Department of Ecochemistry and Radioecology, University of SS. Cyril and Methodius in Trnava, Námestie J. Herdu 2, 917 01, Trnava, Slovak Republic
Pol. J. Environ. Stud. 2021;30(3):2213–2231
Nitrogenous nutrition influences the availability of other plant resources and, consequently, affects plant defense responses. Both a shortage and excess of N impact plants´ ability to accumulate and survive metals/metalloids, but available data are still fragmented and often contradictory. A series of 8 different NH4NO3 concentrations, ranging from zero to excessive nitrogen (35 mM N), was applied in growth media to hydroponically grown wheat (Triticum aestivum). The plants were grown at a sublethal concentration of arsenic (5 mM As3+) for 10 days and foliar accumulation of As, N and P was determined.

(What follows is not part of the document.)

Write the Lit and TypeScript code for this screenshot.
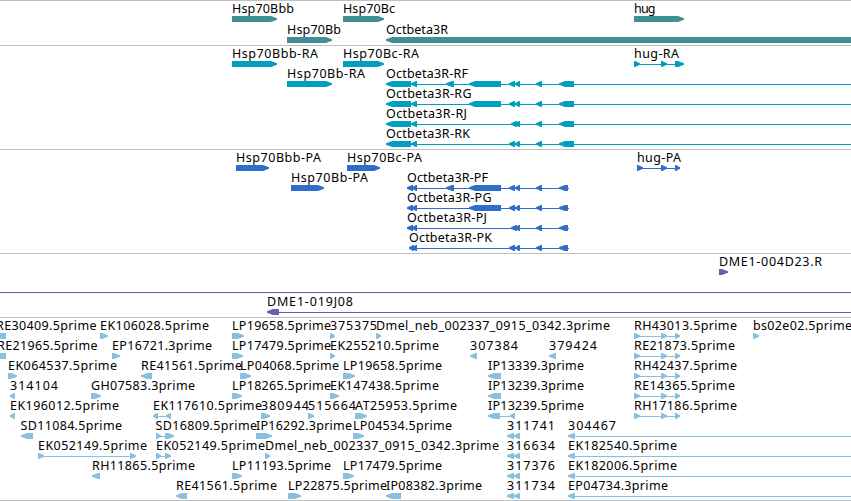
import { LitElement, html, svg, css } from 'lit';
import { customElement, property } from 'lit/decorators.js';

type Exon = [number, number];

interface Feature {
    label?: string;
    x: number; // left edge of the label
    w?: number; // label width
    dir: 1 | -1;
    exons: Exon[];
    line?: Exon;
}

interface Track {
    name: string;
    rows: Feature[][];
}

const END = 860; // features running past the right edge

const fwd = (label: string, x: number, w: number, exons: Exon[], line?: Exon): Feature => ({ label, x, w, dir: 1, exons, line });
const rev = (label: string, x: number, w: number, exons: Exon[], line?: Exon): Feature => ({ label, x, w, dir: -1, exons, line });

const HUG_EST: Exon[] = [[634, 640], [661, 667], [675, 680]];
const PAIR: Exon[] = [[507, 514], [514, 520]];

const TRACKS: Track[] = [
    {
        name: 'gene',
        rows: [
            [
                fwd('Hsp70Bbb', 232, 62, [[232, 277]]),
                fwd('Hsp70Bc', 343, 52, [[343, 384]]),
                fwd('hug', 634, 21.5, [[634, 684]]),
            ],
            [
                fwd('Hsp70Bb', 287, 54, [[287, 332]]),
                rev('Octbeta3R', 386, 62, [[386, END]]),
            ],
        ],
    },
    {
        name: 'transcript',
        rows: [
            [
                fwd('Hsp70Bbb-RA', 232, 86, [[232, 277]]),
                fwd('Hsp70Bc-RA', 343, 76, [[343, 384]]),
                fwd('hug-RA', 634, 45, [[634, 640], [661, 667], [675, 684]], [634, 684]),
            ],
            [
                fwd('Hsp70Bb-RA', 287, 78, [[287, 332]]),
                rev('Octbeta3R-RF', 386, 82, [[386, 411], [411, 417], [446, 454], [469, 501], [509, 515], [515, 520], [536, 542], [559, 574]], [386, END]),
            ],
            [rev('Octbeta3R-RG', 386, 85.5, [[386, 411], [411, 417], [469, 501], [509, 515], [515, 520], [536, 542], [559, 574]], [386, END])],
            [rev('Octbeta3R-RJ', 386, 81, [[386, 411], [411, 417], [511, 517], [515, 520], [536, 542], [559, 574]], [386, END])],
            [rev('Octbeta3R-RK', 386, 84, [[386, 411], [411, 417], [509, 515], [515, 520], [536, 542], [559, 574]], [386, END])],
        ],
    },
    {
        name: 'protein',
        rows: [
            [
                fwd('Hsp70Bbb-PA', 236, 85, [[236, 269]]),
                fwd('Hsp70Bc-PA', 347, 75, [[347, 380]]),
                fwd('hug-PA', 637, 44, [[637, 643], [661, 667], [675, 680]], [637, 680]),
            ],
            [
                fwd('Hsp70Bb-PA', 291, 77, [[291, 324]]),
                rev('Octbeta3R-PF', 407, 81, [[407, 413], [412, 417], [446, 454], [469, 501], [509, 515], [515, 520], [536, 542], [559, 568]], [407, 569]),
            ],
            [rev('Octbeta3R-PG', 407, 84.5, [[407, 413], [412, 417], [469, 501], [509, 515], [515, 520], [536, 542], [559, 568]], [407, 569])],
            [rev('Octbeta3R-PJ', 407, 80, [[407, 413], [412, 417], [511, 517], [515, 520], [536, 542], [559, 568]], [407, 569])],
            [rev('Octbeta3R-PK', 409, 83, [[409, 414], [412, 417], [509, 515], [515, 520], [536, 542], [559, 568]], [409, 569])],
        ],
    },
    {
        name: 'bac',
        rows: [
            [fwd('DME1-004D23.R', 719, 103, [[719, 728]])],
            [{ x: 0, dir: 1, exons: [], line: [0, END] }],
            [rev('DME1-019J08', 267, 86, [[267, 279]], [267, END])],
        ],
    },
    {
        name: 'est',
        rows: [
            [
                rev('RE30409.5prime', -4, 100.5, [[-8, 6]]),
                fwd('EK106028.5prime', 100, 109, [[100, 108]]),
                fwd('LP19658.5prime', 232, 99, [[232, 244]]),
                fwd('375375', 330, 47, [[330, 335]]),
                fwd('Dmel_neb_002337_0915_0342.3prime', 376, 234, [[376, 381]]),
                fwd('RH43013.5prime', 634, 103, HUG_EST, [634, 680]),
                fwd('bs02e02.5prime', 753, 99, [[753, 759]]),
            ],
            [
                rev('RE21965.5prime', -3, 100.5, [[-8, 6]]),
                fwd('EP16721.3prime', 112, 100, [[112, 120]]),
                fwd('LP17479.5prime', 232, 99, [[232, 243]]),
                fwd('EK255210.5prime', 330, 109, [[330, 335]]),
                rev('307384', 470, 48, [[470, 477]]),
                rev('379424', 549, 48, [[549, 556]]),
                fwd('RE21873.5prime', 634, 101, HUG_EST, [634, 680]),
            ],
            [
                fwd('EK064537.5prime', 8, 109, [[8, 17]]),
                rev('RE41561.5prime', 141, 101, [[141, 152]]),
                fwd('LP04068.5prime', 240, 99, [[240, 251]]),
                fwd('LP19658.5prime', 343, 99, [[343, 355]]),
                rev('IP13339.3prime', 488, 96, [[488, 501]]),
                fwd('RH42437.5prime', 634, 103, HUG_EST, [634, 680]),
            ],
            [
                rev('314104', 10, 48, [[10, 15]]),
                fwd('GH07583.3prime', 91, 104, [[91, 101]]),
                fwd('LP18265.5prime', 232, 99, [[232, 242]]),
                fwd('EK147438.5prime', 330, 109, [[330, 339]]),
                rev('IP13239.3prime', 488, 96, [[488, 501]]),
                fwd('RE14365.5prime', 634, 101, HUG_EST, [634, 680]),
            ],
            [
                rev('EK196012.5prime', 10, 109, [[10, 15]]),
                rev('EK117610.5prime', 153, 109, [[153, 158], [166, 171]], [153, 171]),
                fwd('380944', 261, 48, [[261, 270]]),
                fwd('515664', 308, 48, [[308, 314]]),
                fwd('AT25953.5prime', 355, 102, [[355, 367]]),
                rev('IP13239.5prime', 488, 96, [[488, 500], [510, 515]], [488, 515]),
                fwd('RH17186.5prime', 634, 103, HUG_EST, [634, 680]),
            ],
            [
                rev('SD11084.5prime', 20.5, 101.5, [[21, 33]]),
                fwd('SD16809.5prime', 155.5, 101.5, [[156, 161], [165, 174]], [156, 174]),
                fwd('IP16292.3prime', 256, 96, [[256, 272]]),
                fwd('LP04534.5prime', 353, 99, [[353, 364]]),
                rev('311741', 507, 48, PAIR, [507, 520]),
                rev('304467', 568, 48, [[568, 575]], [568, END]),
            ],
            [
                fwd('EK052149.5prime', 38, 109, [[38, 44], [130, 136]], [38, 136]),
                fwd('EK052149.5prime', 156, 109, [[156, 161], [165, 171]], [156, 171]),
                fwd('Dmel_neb_002337_0915_0342.3prime', 265, 234, [[265, 270]]),
                rev('316634', 507, 48, PAIR, [507, 520]),
                rev('EK182540.5prime', 568, 109, [[568, 575]], [568, END]),
            ],
            [
                rev('RH11865.5prime', 92, 103, [[92, 100]]),
                fwd('LP11193.5prime', 232, 99, [[232, 242]]),
                fwd('LP17479.5prime', 343, 99, [[343, 354]]),
                rev('317376', 507, 48, PAIR, [507, 520]),
                rev('EK182006.5prime', 568, 109, [[568, 575]], [568, END]),
            ],
            [
                rev('RE41561.5prime', 176, 101, [[176, 187]]),
                fwd('LP22875.5prime', 288, 99, [[288, 301]]),
                rev('IP08382.3prime', 386, 96, [[386, 401]]),
                rev('311734', 507, 48, PAIR, [507, 520]),
                rev('EP04734.3prime', 568, 100, [[568, 575]], [568, END]),
            ],
        ],
    },
];

@customElement('genome-row')
export class GenomeRow extends LitElement {
    static styles = css`
        :host {
            display: block;
            height: 20px;
        }

        svg {
            display: block;
            width: 100%;
            height: 20px;
            overflow: visible;
        }

        text {
            font-family: 'Noto Sans', 'DejaVu Sans', sans-serif;
            font-size: 12.5px;
            fill: #000;
        }

        .shape {
            fill: var(--feature-color);
        }
    `;

    @property({ attribute: false }) features: Feature[] = [];

    arrow([start, end]: Exon, dir: number) {
        // short exons keep a 1px block behind the head
        const head = Math.min(6, end - start - 1);
        const points = dir > 0
            ? `${ start },15 ${ end - head },15 ${ end },17.2 ${ end },18.8 ${ end - head },21 ${ start },21`
            : `${ end },15 ${ start + head },15 ${ start },17.2 ${ start },18.8 ${ start + head },21 ${ end },21`;
        return svg`<polygon class="shape" points=${ points }></polygon>`;
    }

    feature(f: Feature) {
        return svg`
            ${ f.line ? svg`<rect class="shape" x=${ f.line[0] } y="18" width=${ f.line[1] - f.line[0] } height="1"></rect>` : '' }
            ${ f.exons.map((exon) => this.arrow(exon, f.dir)) }
            ${ f.label ? svg`<text x=${ f.x } y="12" textLength=${ f.w } lengthAdjust="spacing">${ f.label }</text>` : '' }
        `;
    }

    render() {
        return html`<svg>${ this.features.map((f) => this.feature(f)) }</svg>`;
    }
}

@customElement('app-root')
export class AppRoot extends LitElement {
    static styles = css`
        :host {
            display: block;
            width: 851px;
            height: 501px;
            box-sizing: border-box;
            overflow: hidden;
            background: #fff;
            border-bottom: 1px solid #c0c0c0;
        }

        .track {
            display: flex;
            flex-direction: column;
            border-top: 1px solid #c0c0c0;
            padding-bottom: 3px;
        }

        .gene {
            --feature-color: #408f94;
            gap: 1px;
        }

        .transcript {
            --feature-color: #009fbf;
        }

        .protein {
            --feature-color: #2f6dcd;
        }

        .bac {
            --feature-color: #7359a8;
        }

        .est {
            --feature-color: #89bfdf;
            padding-bottom: 2px;
        }
    `;

    render() {
        return TRACKS.map((track) => html`
            <section class="track ${ track.name }">
                ${ track.rows.map((row) => html`<genome-row .features=${ row }></genome-row>`) }
            </section>
        `);
    }
}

In addition, induction of defense-related chitinase and β-1,3-glucanase enzyme isoforms was quantified upon the separation of plant protein extracts in polyacrylamide gels. As3+ interfered with N and P accumulation in shoots and strongly activated several enzyme isoforms. These responses varied with the N supply and indicated a low rate of As accumulation at low N concentrations. On the other hand, limited As transfer to shoots was a clear benefit at high N concentrations. Nevertheless, both extreme N concentrations restricted the growth. Several enzyme isoforms of both chitinases and β-1,3-glucanases exerted sensitivity to As3+, N supply or both. Their individual responses, however, contradict the generally accepted view on positive correlation between these defense molecules and N nutrition. Impacts of interplay between As3+ toxicity and nutritional stress on wheat responses are discussed. The results might contribute to knowledge applicable in efficient fertilization and food safety strategies.